DB The whole soul thing is a way of discussing identity and self-hood and how much of yourself you’ve left to find scattered amongst all the soul collections of the world? Is it all out there? Or is it all in here? Does the ‘I’ exist at all? I come from the Lacanian side of psychoanalytic theory; of seeing certain parallels to eastern traditions, say Buddhism, where the self is an illusion. There’s this feedback that happens with eastern traditions, kung fu, and then kung fu film, then hip hop and suddenly all these things start playing together… The Wu-Tang is all about multiplicity of identity, each member has multiple identities and if you sing along to one track you’re singing along to multiple ‘I’s. You know, like: “I rip it hardcore like porno-flick bitches.” Because there are 4 members which talk in that song, with each ‘I’ you become a different person when you sing along. 4 different subject-identities… And then there’s the reader-as-author as well, me listening to the Wu-Tang Clan is quite different from what Inspector Deck would have thought when he wrote that line. Who knows what the Inspector Deck thinks? (laughs) Each person invents their own iconography of what they listen to in some way, even with the very heavy branding of someone like the Wu Tang Clan there’s still that imagery in your head that is completely idiosyncratic… Those pieces came at the end of a research process where I was thinking about the ‘original voice’ and what is our original voice, and what is an authentic voice?

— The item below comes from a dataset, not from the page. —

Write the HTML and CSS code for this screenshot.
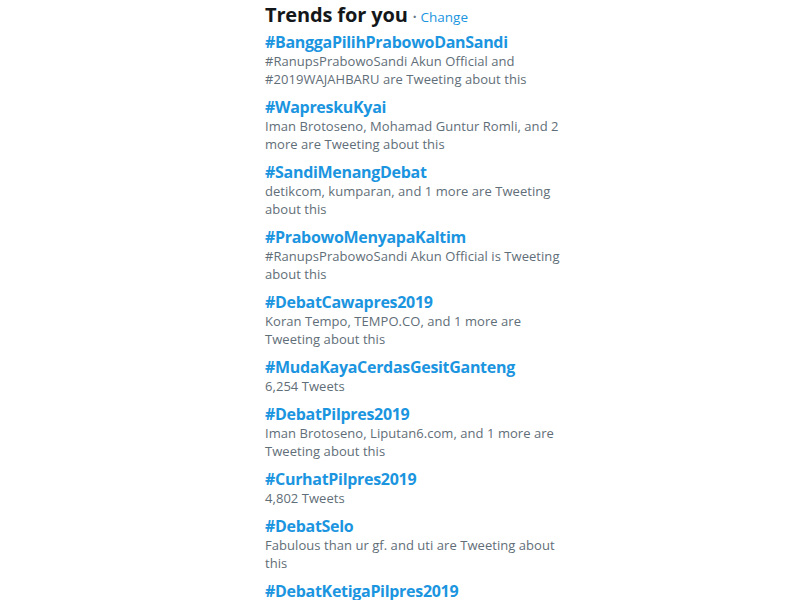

The lip-syncing came out of that series of explorations. I was going to sample my own voice, but then I wondered, what am I going to say? I thought, why don’t I work with something that has a voice already? It ended up being Boogie Down Productions’ Poetry that I first worked with. Partly because I was very conscious that part of my project has always been taking things from popular culture and putting it into the gallery and thinking, what does this mean in an art space? So putting KRS-One in the gallery, when he’s saying “hip-hop is poetry” seemed to make sense.

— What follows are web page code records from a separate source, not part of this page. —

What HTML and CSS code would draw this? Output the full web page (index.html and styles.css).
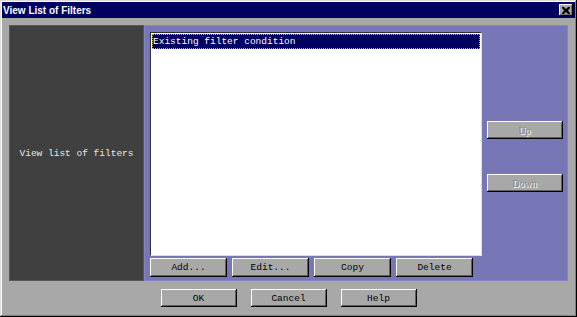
FILE: index.html
```html
<!DOCTYPE html>
<html lang="en">
<head>
  <meta charset="UTF-8" />
  <title>View List of Filters</title>
  <link rel="stylesheet" href="styles.css">
</head>
<body>
  <div class="window">
    <div class="titlebar">
      <span class="title">View List of Filters</span>
      <div class="close">
        <svg width="8" height="7" viewBox="0 0 8 7"><path d="M0 0h2l2 2 2-2h2v1l-2 2.5 2 2.5v1h-2l-2-2-2 2h-2v-1l2-2.5-2-2.5z" fill="#000"/></svg>
      </div>
    </div>

    <div class="main">
      <div class="side">View list of filters</div>
      <div class="panel">
        <div class="list-col">
          <div class="list">
            <div class="item selected">Existing filter condition</div>
          </div>
          <div class="row-buttons">
            <button class="btn">Add...</button>
            <button class="btn">Edit...</button>
            <button class="btn">Copy</button>
            <button class="btn">Delete</button>
          </div>
        </div>
        <div class="move-col">
          <button class="btn disabled up">Up</button>
          <button class="btn disabled down">Down</button>
        </div>
      </div>
    </div>

    <div class="footer">
      <button class="btn">OK</button>
      <button class="btn">Cancel</button>
      <button class="btn">Help</button>
    </div>
  </div>
</body>
</html>
```

FILE: styles.css
```css
body {
  margin: 0;
  padding: 0;
  background-color: #a8a8a8;
}
.window {
  width: 577px;
  height: 317px;
  box-sizing: border-box;
  padding: 2px;
  background-color: #a8a8a8;
  box-shadow: inset -1px -1px #000000, inset 1px 1px #dcdcdc, inset -2px -2px #808080, inset 2px 2px #ffffff;
}
.titlebar {
  height: 16px;
  background-color: #000060;
  color: white;
  display: flex;
  align-items: center;
  justify-content: space-between;
  padding: 0 2px 0 1px;
}
.title {
  font-family: "Liberation Sans", Arial, sans-serif;
  font-weight: bold;
  font-size: 10px;
}
.close {
  width: 14px;
  height: 12px;
  box-sizing: border-box;
  background-color: #a8a8a8;
  display: flex;
  align-items: center;
  justify-content: center;
  box-shadow: inset -1px -1px #000000, inset 1px 1px #ffffff, inset -2px -2px #707070;
}
.main {
  display: flex;
  height: 256px;
  margin: 7px 7px 0 7px;
}
.side {
  width: 135px;
  box-sizing: border-box;
  background-color: #404040;
  border: 1px solid #585858;
  color: #e8e8e8;
  font-family: "Liberation Mono", "Courier New", monospace;
  font-size: 9.5px;
  display: flex;
  align-items: center;
  justify-content: center;
}
.panel {
  flex: 1;
  box-sizing: border-box;
  background-color: #7777b7;
  border: 1px solid #8484c4;
  display: flex;
  padding: 6px 0 0 5px;
}
.list-col {
  width: 332px;
}
.list {
  height: 224px;
  box-sizing: border-box;
  background-color: white;
  border-style: solid;
  border-width: 1px;
  border-color: #303030 #e0e0e0 #e0e0e0 #303030;
  padding: 1px;
}
.item {
  height: 15px;
  box-sizing: border-box;
  padding-left: 0;
  font-family: "Liberation Mono", "Courier New", monospace;
  font-size: 9.5px;
  line-height: 13px;
}
.selected {
  background-color: #000060;
  color: white;
  border: 1px dotted #b8b870;
}
.row-buttons {
  display: flex;
  gap: 5px;
  margin-top: 2px;
}
.btn {
  width: 77px;
  height: 19px;
  padding: 0;
  margin: 0;
  background-color: #a8a8a8;
  border: none;
  box-shadow: inset -1px -1px #000000, inset 1px 1px #ffffff, inset -2px -2px #606060;
  font-family: "Liberation Mono", "Courier New", monospace;
  font-size: 9.5px;
  color: #000000;
}
.move-col {
  flex: 1;
  display: flex;
  flex-direction: column;
  align-items: center;
  padding-top: 89px;
}
.disabled {
  width: 76px;
  height: 18px;
  font-family: "Liberation Serif", "Times New Roman", serif;
  font-size: 10px;
  color: #808080;
  text-shadow: 1px 1px #ffffff;
}
.down {
  margin-top: 35px;
}
.footer {
  display: flex;
  justify-content: center;
  gap: 14px;
  margin-top: 8px;
}
.footer .btn {
  width: 76px;
  height: 18px;
}
```
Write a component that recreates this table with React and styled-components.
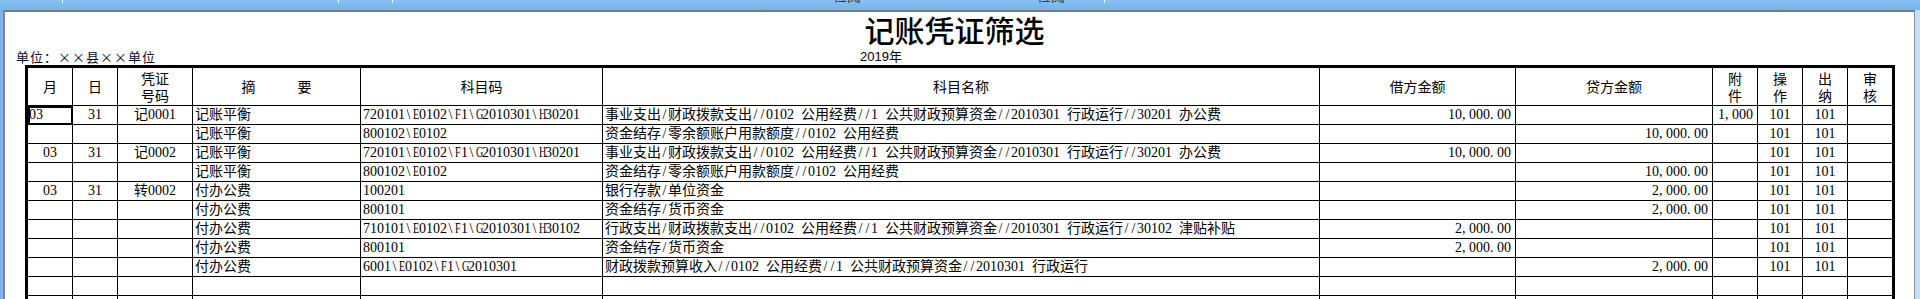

TD Do you think there’s a still a conflict there; the popular versus the high brow?
DB The boundaries are obviously far more blurred but there is a sense in which, for example a David Hockney exhibition will be seen as more important than Mingering Mike’s book and it might just be to do with cultural investment: the number of people who say “This is an important thing. This is interesting.” I always hated the music everyone liked, I only liked the music that very small numbers of people liked. You attach yourself to these other communities… In a way it’s a search for authenticity. It’s trying to find something that’s not commercially driven or driven by the needs of certain factors. It’s much more about trying to create something for the love of it. There’s a lot of creative expression that comes out of obsession. Like the fighting game competition at the ICA Choose Your Character, 2010, trying to bottle that passion. That’s something that I want to try and evolve in my practice, the more event-driven element.

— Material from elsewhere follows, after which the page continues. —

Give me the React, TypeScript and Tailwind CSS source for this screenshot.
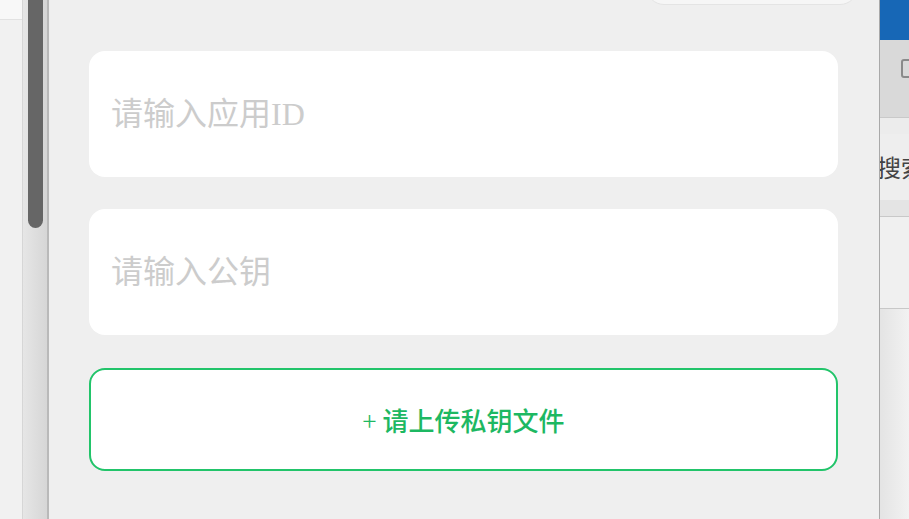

TD The references you make can be quite niche, quite geeky, I wondered if there’s an element of your work which is saying that these things deserve your attention? That you want to be advocate for the things you’re appropriating?
DB Absolutely! I always see myself as being like Bruce Lee’s finger in emotional content, no more than that really (laughs)… I know I turn up a lot in my work but really it’s just as a vehicle to point to something else and say, “This is interesting!” or to create something new. All the stuff that made me who I am isn’t celebrated as art or philosophical thought. It’s how philosophy comes into everyday life and it’s through culture.
TD The first I saw of your work was the comic book from your show at Cell Project Space in 2006. I remember seeing your character reading the lyrics to KRS-One and finding that exciting. I guess that was how I came to this kind of artwork: I was already interested in hip-hop and rave music and the appropriative practices of sampling there, and I came to appropriative artwork through that music. I wondered if that was the same for you?
DB It was absolutely the same. I’m a music-maker first rather than an artist. My father is an artist, so it’s not like that option was never open to me, but for many years I was in a band and that was the centre of my creative life. I was making paintings, but the music was what I felt excited about. We started doing a lot of sampling and that was how I got into all the soul music and listening to a lot of Wu-Tang. That really pure form of sound-collage: this beat plus that sample and this film and bosh, next track! Really simple and raw, but at the same time a very organic kind of work. Really punk rock; low production value. Producers these days complain about the bass levels on those tracks, but I love that raw griminess and hissyness. It was literally thinking about that that I came to nicking bits from computer games.
TD Do you situate your work in terms of moving image history, in particular in relation to found-footage filmmaking?
DB A really formative moment for me was going to see the British Art Show around 1994, in Liverpool, it had Douglas Gordon’s Dr Jekyll and Mr Hyde in it. Though the installation didn’t do much for me, that idea of using found film and almost exhibiting it ‘as is’ did. I remember thinking, “Oh, that’s kind of allowed in an art context.” Seeing that as an 18/19 year-old, I made the link with the hip-hop I was listening to and realised that that kind of collage was possible.
TD In terms of the history of appropriation in artists’ film and video, it was very much against Hollywood at first sometimes even about exposing something in it – a hidden meaning, a system or something unintentionally signaled. Increasingly the role of the fan has come in, with someone like Douglas Gordon it’s more about the relationship he had with those films. He talks about watching them on VHS at home, pausing them, playing them in slow motion, and it becomes about a personal connection, less about the cinematic, more about a one-to-one relationship with these things.
DB The things I include are things that I love and I find it easier to use things that I think are just great! If you want to find the original things, then great! Like Nirvana telling people to go and listen to the Melvins; Saying, we’re just light stuff go and listen to Sonic Youth.


Tim Dixon is a freelance curator based in London. He co-runs the Open File project with artist Jack Brindley and is currently an associate curator at Grand Union, Birmingham.